From each dawn and until long after dusk, she takes cares of the family who seems unable to function without her help. She serves meals, cleans and carries laundry to the roof, where she washes the clothes in view of other maids on other roofs with their own heavy loads. We see her as she works and also in ways that we don’t commonly see domestic workers, as she makes a date with her first love, exercises by candlelight at night, gossips with her friend, and experiences the most profound forms of loss imaginable.
In Roma, does Cleo’s daily trek to her modest rooftop room, away from the family’s home and her candlelit exercise sessions, the lights-out rule imposed by the family matriarch make you think? Of course, it does. You have seen it happen in your own home. Domestic work has been and continues to be associated with women’s work, and by extension devalued. Domestic workers, can in no way cause inconvenience to the family members. After all, she’s just a maid, right? She’s never fully human for you, maybe a person whom you see every day and take notice and get tensed on the day she decides to take a holiday. Sounds familiar?

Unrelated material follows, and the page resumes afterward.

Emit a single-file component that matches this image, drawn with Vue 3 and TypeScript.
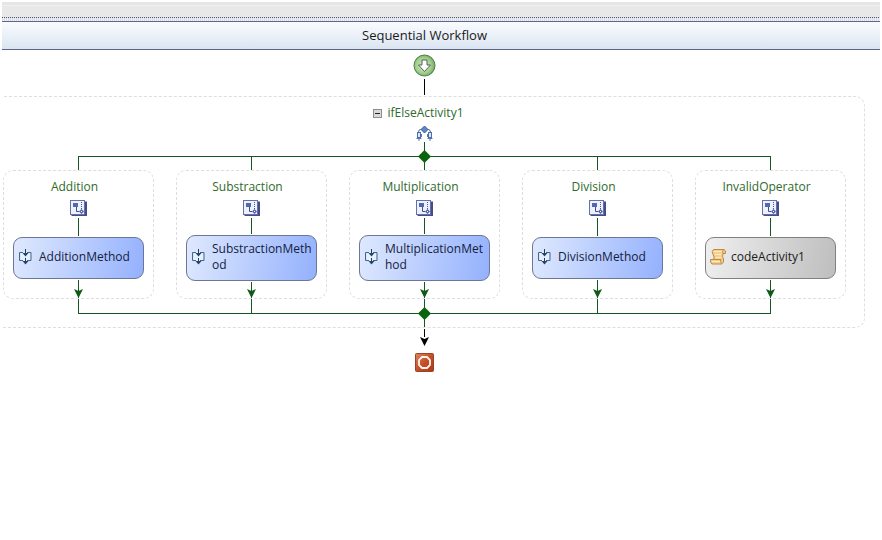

How can we forget the emotional labor that’s expected out of Cleo, every time? She’s obligated to express emotions the way her employer wants her to, whether it be politeness, cheerfulness, and in the case of children, love and affection. Well, with Cleo her kindness for the kids is genuine; it comes across as heartfelt, and is returned. “We love you very much,” they tell her. But it’s back to business just a few scenes later, when they ask her to fetch snacks while they watch TV. Her responsibility to provide care places her within the family, and yet her role as an employee places her outside of it. Her relationship with her employer is both intimate and distant, and she is both vulnerable and powerful. Roma forces the audience to look at the world defined by a hierarchy of power and privilege, to look at the “Cleos” of our own world.
Can we ignore the fact that physical abuse and sexual harassment are common, and most full-time workers don’t receive benefits or savings toward a pension? There are no fixed working hours; domestic workers are always on call. There are no minimum wages and no right to safe working places. The entire sector is defined by poverty-level wages, high rates of abuse and few mechanisms for recourse.
This film might force you to look at the harsh realities of domestic workers across the world. Maybe, take a look or two in your own home. Have you ever looked at the woman who comes to your house to do your work or stays at your house to do your chores, all day long? No, you never because honestly, why would you care?
You have a lot on your own plate, and you believe she’s happy too. She seems like it. Take a minute to look at the nannies we entrust with small children, the house cleaners who bring sanity to our homes, and the caregivers who care for our disabled and elderly loved ones. It’s the work that our economy doesn’t recognize, because the people who do it live in the margins and the work arrangements are often informal.
And yet, it is some of the most critical work in our society — caring for what is most precious to us, our loved ones and our homes — and to our economy, allowing millions of people to work outside the home while the domestic workforce takes care of what needs to be done inside the home.